Che l’intervento sulle pensioni sia anche un’opportunità per il paese (oltre che una misura di risanamento dei conti pubblici) dipende proprio dalla natura della crisi attuale. Crisi come questa non si risolvono rigirando le solite frittate (un po’ di restrizione qua, un taglio là), bensì introducendo nuovi meccanismi, ossia innovando, se non altro nel metodo, le soluzioni date ai vari problemi. L’entità della manovra ovviamente conta, ma conta soprattutto la sua qualità, e una cattiva qualità si paga con un inasprimento della quantità di restrizione necessaria, come l’esperienza di queste settimane insegna.
La crisi attuale non richiede soltanto un aggiustamento del bilancio pubblico (e meno che mai un aggiustamento effettuato soltanto dal lato dell’entrata, cioè della tassazione), ma esige qualche discontinuità rispetto alle scelte attendiste e non risolutive del passato. La riforma pensionistica del 1995 che ha introdotto il metodo contributivo era, nel merito, una risposta all’altezza della situazione di insostenibilità del nostro sistema pensionistico. Nel metodo, tuttavia, essa peccò di mancanza di coraggio, cercando (proprio come oggi vuol fare il ministro Bossi) di salvaguardare i “diritti acquisiti” delle generazioni vicine alla pensione. Il coraggio che mancò allora sarebbe prezioso oggi: non più rinvii, non più ritardi, ma applicazione immediata, a partire dal primo gennaio 2012, e generalizzata per le anzianità future (anche se di un solo anno) del metodo contributivo, con pensionamento a partire dall’età di 63 anni. Sulle eccezioni per i lavoratori meno fortunati, ma non, viceversa, per quelli privilegiati, si potrà discutere una volta accettato di dare compimento alla riforma.
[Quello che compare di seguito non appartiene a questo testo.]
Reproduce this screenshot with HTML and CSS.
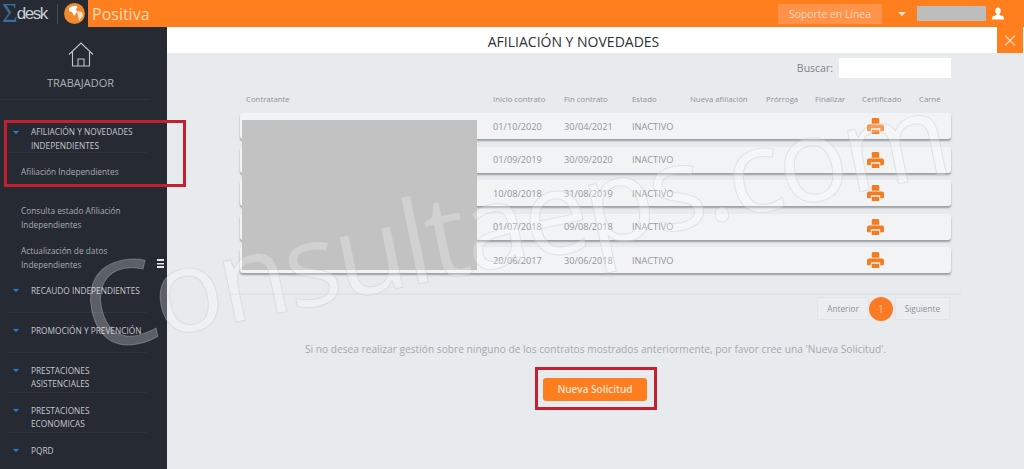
FILE: index.html
```html
<!DOCTYPE html>
<html lang="es">
<head>
  <meta charset="UTF-8">
  <meta name="viewport" content="width=device-width, initial-scale=1.0">
  <title>Afiliación y Novedades</title>
  <link rel="stylesheet" href="styles.css">
</head>
<body>

<svg class="sprites" width="0" height="0">
  <symbol id="printer" viewBox="0 0 18 17">
    <path d="M5 1.500q0-1.500 1.500-1.500h5q1.500 0 1.500 1.500v4.500h-8z"/>
    <path d="M2 7h14q2 0 2 2v4q0 1-1 1h-3v-3h-10v3h-3q-1 0-1-1v-4q0-2 2-2z"/>
    <path d="M5 12.500h8v4.500h-8z"/>
  </symbol>
</svg>

<header class="topbar">
  <div class="brand">
    <span class="sigma">Σ</span><span class="desk">desk</span>
    <span class="brand-sep"></span>
    <svg class="globe" width="21" height="21" viewBox="0 0 21 21">
      <circle cx="10.500" cy="10.500" r="10.500" fill="#f08a2c"/>
      <path d="M5 5q4-3 8-2 1 2-1 3l1 3-3 4-2-4-3-1z" fill="#fff"/>
      <path d="M13 8l5 1 1 4-4 5-1-5z" fill="#fbe3c8"/>
    </svg>
  </div>
  <div class="topbar-main">
    <span class="company">Positiva</span>
    <div class="topbar-right">
      <button class="support">Soporte en Línea</button>
      <span class="caret"></span>
      <span class="user-name"></span>
      <svg class="user-icon" width="12" height="13" viewBox="0 0 13 13">
        <path d="M6.500 0c2 0 3 1.500 3 3.500 0 1.500-.6 2.700-1.500 3.500v1l4 1.500q1 .5 1 3.500h-13q0-3 1-3.500l4-1.500v-1c-.9-.8-1.500-2-1.500-3.500 0-2 1-3.500 3-3.500z" fill="#fff"/>
      </svg>
    </div>
  </div>
</header>

<div class="layout">
  <aside class="sidebar">
    <div class="home">
      <svg width="26" height="25" viewBox="0 0 26 25" fill="none" stroke="#c2c5c9" stroke-width="1.100">
        <path d="M1 12.500 13 1l12 11.500M4.500 10v14h17V10M10 24v-7h6v7"/>
      </svg>
      <span class="home-label">TRABAJADOR</span>
    </div>
    <nav class="menu">
      <a class="menu-head first">AFILIACIÓN Y NOVEDADES<br>INDEPENDIENTES</a>
      <a class="menu-sub sub-active">Afiliación Independientes</a>
      <a class="menu-sub sub-consulta">Consulta estado Afiliación<br>Independientes</a>
      <a class="menu-sub sub-datos">Actualización de datos<br>Independientes</a>
      <a class="menu-head">RECAUDO INDEPENDIENTES</a>
      <a class="menu-head">PROMOCIÓN Y PREVENCIÓN</a>
      <a class="menu-head">PRESTACIONES<br>ASISTENCIALES</a>
      <a class="menu-head">PRESTACIONES<br>ECONOMICAS</a>
      <a class="menu-head last">PQRD</a>
    </nav>
    <span class="burger"></span>
  </aside>

  <main class="content">
    <div class="title-bar">
      <h1>AFILIACIÓN Y NOVEDADES</h1>
      <button class="close">×</button>
    </div>

    <div class="panel">
      <div class="search">
        <label>Buscar:</label>
        <input type="text">
      </div>

      <div class="row head">
        <span class="first-col">Contratante</span>
        <span>Inicio contrato</span>
        <span>Fin contrato</span>
        <span>Estado</span>
        <span>Nueva afiliación</span>
        <span>Prórroga</span>
        <span>Finalizar</span>
        <span>Certificado</span>
        <span>Carné</span>
      </div>

      <div class="row item">
        <span></span><span>01/10/2020</span><span>30/04/2021</span><span>INACTIVO</span><span></span><span></span><span></span>
        <svg class="print"><use href="#printer"/></svg><span></span>
      </div>
      <div class="row item">
        <span></span><span>01/09/2019</span><span>30/09/2020</span><span>INACTIVO</span><span></span><span></span><span></span>
        <svg class="print"><use href="#printer"/></svg><span></span>
      </div>
      <div class="row item">
        <span></span><span>10/08/2018</span><span>31/08/2019</span><span>INACTIVO</span><span></span><span></span><span></span>
        <svg class="print"><use href="#printer"/></svg><span></span>
      </div>
      <div class="row item">
        <span></span><span>01/07/2018</span><span>09/08/2018</span><span>INACTIVO</span><span></span><span></span><span></span>
        <svg class="print"><use href="#printer"/></svg><span></span>
      </div>
      <div class="row item">
        <span></span><span>20/06/2017</span><span>30/06/2018</span><span>INACTIVO</span><span></span><span></span><span></span>
        <svg class="print"><use href="#printer"/></svg><span></span>
      </div>

      <div class="pager">
        <button>Anterior</button>
        <span class="page-num">1</span>
        <button>Siguiente</button>
      </div>

      <p class="hint">Si no desea realizar gestión sobre ninguno de los contratos mostrados anteriormente, por favor cree una 'Nueva Solicitud'.</p>
      <div class="actions">
        <button class="new-request">Nueva Solicitud</button>
      </div>
    </div>
  </main>
</div>

<!-- cosas encima de la captura -->
<div class="redacted"></div>
<div class="mark mark-menu"></div>
<div class="mark mark-button"></div>
<div class="watermark">Consultaeps.com</div>

</body>
</html>
```

FILE: styles.css
```css
* {
  box-sizing: border-box;
}
html, body {
  height: 469px;
  overflow: hidden;
}
body {
  margin: 0;
  font-family: "Open Sans", sans-serif;
  background-color: #e8ebee;
  color: #7d8288;
}
button {
  font-family: inherit;
}
.sprites {
  position: absolute;
}

/* barra superior */
.topbar {
  display: flex;
  height: 27px;
}
.brand {
  display: flex;
  align-items: center;
  width: 88px;
  padding-left: 2px;
  background-color: #252a33;
}
.sigma {
  font-family: "Liberation Serif", serif;
  font-size: 27px;
  line-height: 27px;
  color: #3d6c9c;
}
.desk {
  font-family: "Liberation Sans", sans-serif;
  font-size: 17px;
  letter-spacing: -1.500px;
  color: #c9ced3;
  margin-left: -1px;
}
.brand-sep {
  width: 1px;
  height: 20px;
  margin: 0 6px 0 10px;
  background-color: #4a4e56;
}
.globe {
  flex: none;
}
.topbar-main {
  flex: 1;
  display: flex;
  align-items: center;
  justify-content: space-between;
  background-color: #ff7f1e;
  padding-left: 4px;
}
.company {
  font-size: 16px;
  color: #fddcb8;
}
.topbar-right {
  display: flex;
  align-items: center;
  padding-right: 20px;
}
.support {
  width: 104px;
  height: 20px;
  padding: 0;
  border: none;
  background-color: #ff934a;
  color: #fdd9bb;
  font-size: 10.400px;
}
.caret {
  width: 0;
  height: 0;
  margin: 0 11px 0 16px;
  border-left: 4px solid transparent;
  border-right: 4px solid transparent;
  border-top: 4px solid #fbe3d0;
}
.user-name {
  width: 69px;
  height: 15px;
  margin-right: 6px;
  background-color: #bdbdbd;
}
.user-icon {
  flex: none;
}

/* menu lateral */
.layout {
  display: flex;
  height: 442px;
}
.sidebar {
  position: relative;
  width: 167px;
  flex: none;
  background-color: #252a33;
  color: #c5c8cc;
}
.home {
  display: flex;
  flex-direction: column;
  align-items: center;
  height: 73px;
  margin-right: 19px;
  padding: 15px 0 0 13px;
  border-bottom: 1px solid #2f343d;
}
.home-label {
  margin-top: 8px;
  font-size: 11px;
  color: #b0b3b7;
}
.menu {
  display: flex;
  flex-direction: column;
  padding-top: 18px;
  font-size: 8.300px;
  line-height: 13.500px;
}
.menu a {
  display: block;
}
.menu-head {
  position: relative;
  height: 40px;
  margin: 0 20px 0 8px;
  padding: 10.500px 0 0 23px;
  border-bottom: 1px solid #2e333c;
}
.menu-head::before {
  content: "";
  position: absolute;
  left: 5px;
  top: 16px;
  border-left: 3.500px solid transparent;
  border-right: 3.500px solid transparent;
  border-top: 3.500px solid #2c7fd6;
}
.first {
  height: 35px;
  padding-top: 7px;
}
.first::before {
  top: 13px;
}
.last {
  border-bottom: none;
}
.menu-sub {
  padding: 0 0 0 21px;
  color: #a9acb1;
}
.sub-active {
  height: 51px;
  padding-top: 12px;
}
.sub-consulta {
  height: 40px;
}
.sub-datos {
  height: 29px;
}
.burger {
  position: absolute;
  right: 3px;
  top: 232px;
  width: 7px;
  height: 9px;
  border-top: 2px solid #e6e6e6;
  border-bottom: 2px solid #e6e6e6;
  background: linear-gradient(#e6e6e6, #e6e6e6) center / 100% 1.500px no-repeat;
}

/* contenido */
.content {
  flex: 1;
  min-width: 0;
}
.title-bar {
  position: relative;
  height: 26px;
  padding-right: 44px;
  background-color: #fff;
  text-align: center;
}
.title-bar h1 {
  margin: 0;
  font-size: 14px;
  font-weight: 400;
  line-height: 29px;
  color: #2e3136;
}
.close {
  position: absolute;
  top: 0;
  right: 1px;
  width: 26px;
  height: 26px;
  padding: 0;
  border: none;
  background-color: #ff7f1e;
  color: #fde3cc;
  font-size: 24px;
  font-weight: 300;
  line-height: 24px;
}
.panel {
  padding: 5px 73px 0 73px;
}
.search {
  display: flex;
  justify-content: flex-end;
  align-items: center;
  gap: 6px;
  height: 20px;
  font-size: 10.500px;
  color: #7d8288;
}
.search input {
  width: 112px;
  height: 20px;
  border: none;
  background-color: #fff;
}
.row {
  display: grid;
  grid-template-columns: 253px 71px 68px 58px 76px 49px 47px 57px 1fr;
  align-items: center;
  width: 711px;
}
.head {
  height: 28px;
  margin-top: 7px;
  font-size: 7.800px;
  color: #8d9196;
}
.first-col {
  padding-left: 6px;
}
.item {
  height: 26px;
  margin-bottom: 7.500px;
  background-color: #f2f3f4;
  border-radius: 3px;
  box-shadow: 0 2px 2px #9a9da1;
  font-size: 9.200px;
  color: #92969b;
}
.print {
  width: 17px;
  height: 16px;
  margin-left: 5px;
  fill: #f57b20;
}
.pager {
  display: flex;
  justify-content: flex-end;
  align-items: center;
  height: 29px;
  margin: 20px -10px 0 -10px;
  padding-right: 11px;
  border-top: 2px solid #dfe2e5;
}
.pager button {
  height: 23px;
  padding: 0 9px;
  border: 1px solid #e2e4e7;
  background-color: #ebedf0;
  color: #8e9298;
  font-size: 8.200px;
}
.page-num {
  width: 24px;
  height: 24px;
  margin: 0 2px 0 0;
  border-radius: 50%;
  background-color: #fb7b25;
  color: #fbc9a5;
  font-size: 10px;
  line-height: 24px;
  text-align: center;
}
.hint {
  margin: 20px 0 0;
  text-align: center;
  font-size: 10.200px;
  line-height: 14px;
  color: #a5a9ae;
  white-space: nowrap;
}
.actions {
  margin-top: 20px;
  text-align: center;
}
.new-request {
  width: 104px;
  height: 23px;
  margin-left: -1px;
  padding: 0;
  border: none;
  border-radius: 3px;
  background-color: #fd7d1f;
  color: #fde5d2;
  font-size: 10px;
  font-weight: 600;
}

/* capas superpuestas */
.redacted {
  position: absolute;
  left: 242px;
  top: 120px;
  width: 235px;
  height: 150px;
  background-color: #c2c2c2;
}
.mark {
  position: absolute;
  border: 3px solid #c4202f;
}
.mark-menu {
  left: 4px;
  top: 120px;
  width: 182px;
  height: 67px;
}
.mark-button {
  left: 535px;
  top: 367px;
  width: 122px;
  height: 43px;
}
.watermark {
  position: absolute;
  left: 84px;
  top: 250px;
  font-family: "Open Sans", sans-serif;
  font-size: 116px;
  font-weight: 400;
  line-height: 1;
  letter-spacing: -3.500px;
  white-space: nowrap;
  color: rgba(255, 255, 255, .25);
  -webkit-text-stroke: 1px rgba(190, 193, 197, .35);
  transform: rotate(-11.800deg);
  transform-origin: left center;
  pointer-events: none;
}
```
L’opportunità sta in questo: mentre si interpretano solitamente in chiave restrittiva – di taglio di benefici o di diritti – gli interventi sulle pensioni, l’applicazione del metodo contributivo restituisce flessibilità alle persone nella scelta del pensionamento, premiandole in misura adeguata se decidono di continuare l’attività. Non è infatti dall’accorpamento di alcune festività che si ottiene aumento duraturo e significativo del Pil, bensì dal maggior lavoro di tutti, e dalla eliminazione di quell’ingiusta tassa che oggi, con le pensioni di anzianità, spinge i lavoratori a uscire dal mercato del lavoro non appena raggiunti i requisiti minimi.
L’aumento dell’età di pensionamento è una “tassa” per il lavoratore nell’attuale sistema retributivo di calcolo della pensione, in quanto riduce l’ammontare complessivo di “ricchezza pensionistica” accumulata dal lavoratore. Non lo è invece nel sistema contributivo nel quale i coefficienti di trasformazione (quei numeri che, per esempio nella fascia 63-68 anni di età, convertono in pensione il capitale rappresentato dai contributi di tutta la vita lavorativa) sono calcolati in modo da aumentargli la pensione futura, un aumento che lo ripaga non soltanto dei maggiori contributi versati nell’anno addizionale di lavoro, ma soprattutto dell’anno di pensione persa continuando a lavorare.
L’allungamento della vita implica maggiori accantonamenti ed è necessario lavorare di più per accumularli; con l’attuale pensionamento di anzianità e l’attuale pensione retributiva il lavoratore è scoraggiato dal farlo, mentre con il pensionamento flessibile collegato al metodo contributivo l’allungamento della vita lavorativa non comporta più una “tassa”, ma un premio per la minore longevità attesa.
Salvaguardare le pensioni di anzianità, o la più bassa età di pensionamento delle donne nel settore privato, non equivale perciò a salvare i (quasi) pensionati ma implica , al contrario, penalizzare i giovani, sui quali la crisi sta scaricando i maggiori effetti e sui quali i pensionati “salvati” graveranno per più anni. È sicuro il ministro Bossi che i lavoratori siano contenti di questa situazione? Non ha mai incontrato lavoratori consci di questo conflitto generazionale o che semplicemente gli chiedevano di poter lavorare di più, in vista di una pensione maggiore anziché essere dismessi in età ancora relativamente giovane con una pensione più risicata?